Bullseye and Unique are widely used for .45, even though they are not as clean as some others. Many don't care and only want accuracy/performance.

Galil5.56
December 29, 2008, 01:31 PM
Solo 1000 is exceptionally clean in my experience for 45 auto, even when loaded below max intensity for "normal" velocity loadings. I think you will find slowish ball propellants, i.e. HS-6 and AA#5 the worst offenders for powder fouling (esp in cold weather), but if you want top velocity and very consistent metering that's the price you pay.

Pilot
December 29, 2008, 01:34 PM
I use Clays for my target loads and am very happy with it.

ants
December 29, 2008, 02:00 PM
G56 (post #23): You are correct.
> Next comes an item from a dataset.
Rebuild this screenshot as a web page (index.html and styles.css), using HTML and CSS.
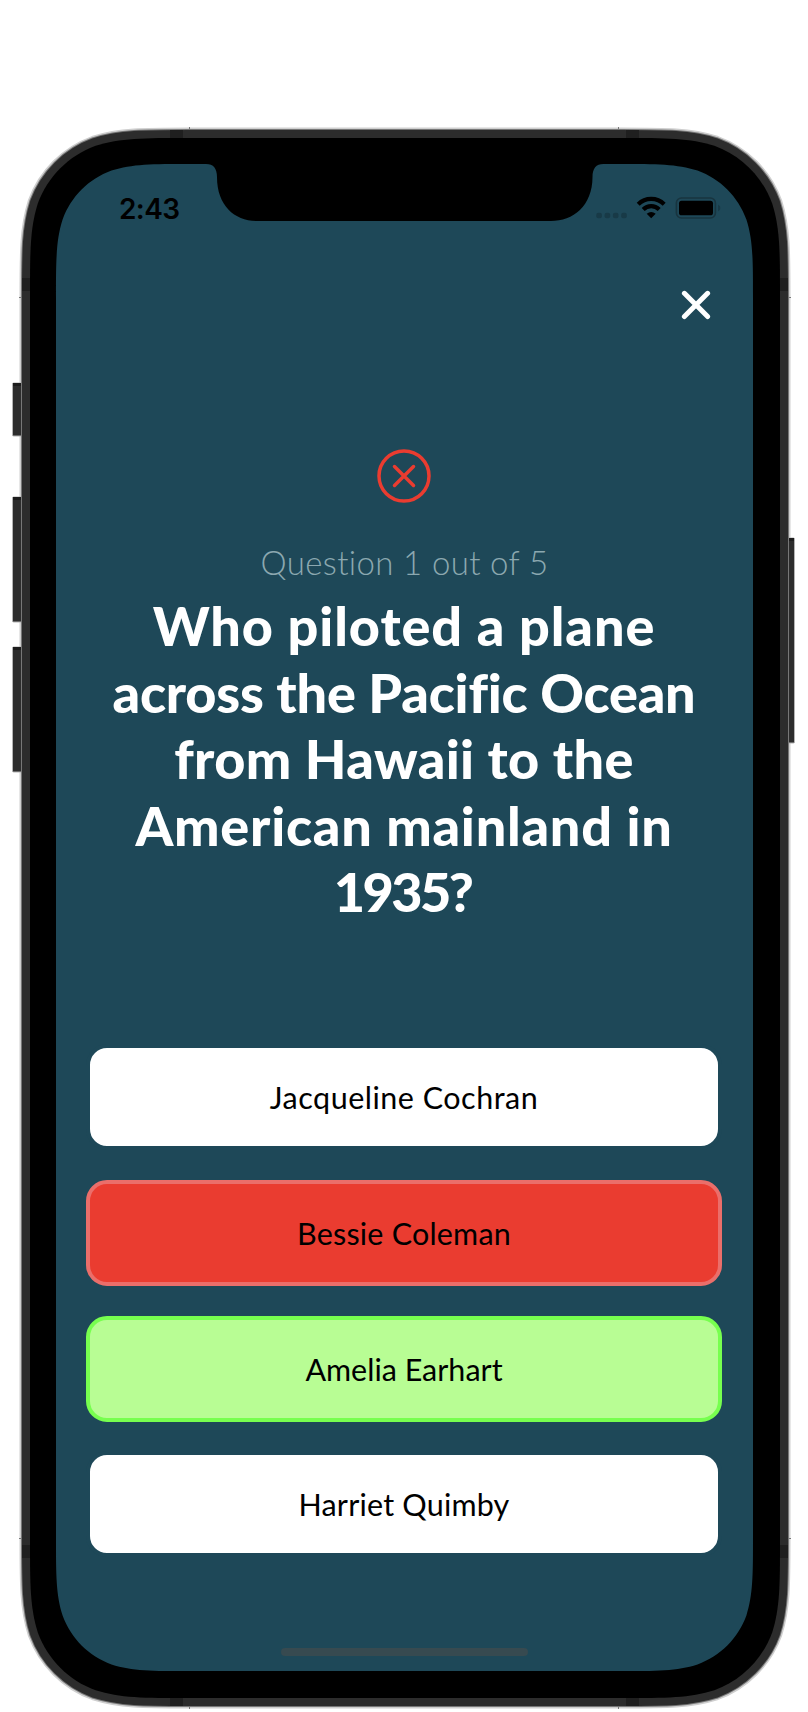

Clays is an inexpensive double-base powder that builds pressure rather suddenly with small charges due to its nitroglycerin coating. It is also very consistent if you measure your charges consistently. So max pressure is achieved but high velocity is not. Building pressure suddenly makes it clean and economical for mid-velocity loads in 45acp.
Good for my 12ga mid-power shotshells for the same reasons, but doesn't cycle my Rem 1100 autoloader very well.

jeepmor
January 1, 2009, 12:42 AM
Wow, this thread is that old and keeps on going. Must be the clean powder question in the original post.

As for me, I still like Unique. I've used Blue Dot and Power Pistol since that CO trip a couple years ago. The Bullseye powder is gone and I think I prefer Power Pistol now for high energy economy loads now instead. But pounds of powder last quite a while in this form and I'm in no hurry. For that matter, I currently have Blue Dot and Unique as regular 'reloading pantry' purchases and mix it up with the rest.

In my rifles, Varget is a mainstay for the 223.

As for the CO trip, it was spectacular. The firearm friendliness was abundant in my backcountry route. The people were friendly and when I rode my snowboard, the snow was usually deep. When it wasn't snowing, the skies were clear. Being from the PNW this is new, beyond that, I considered moving there and working on my raccoon suntan.

I'm still in the PNW, still have my webbed feet. All is well.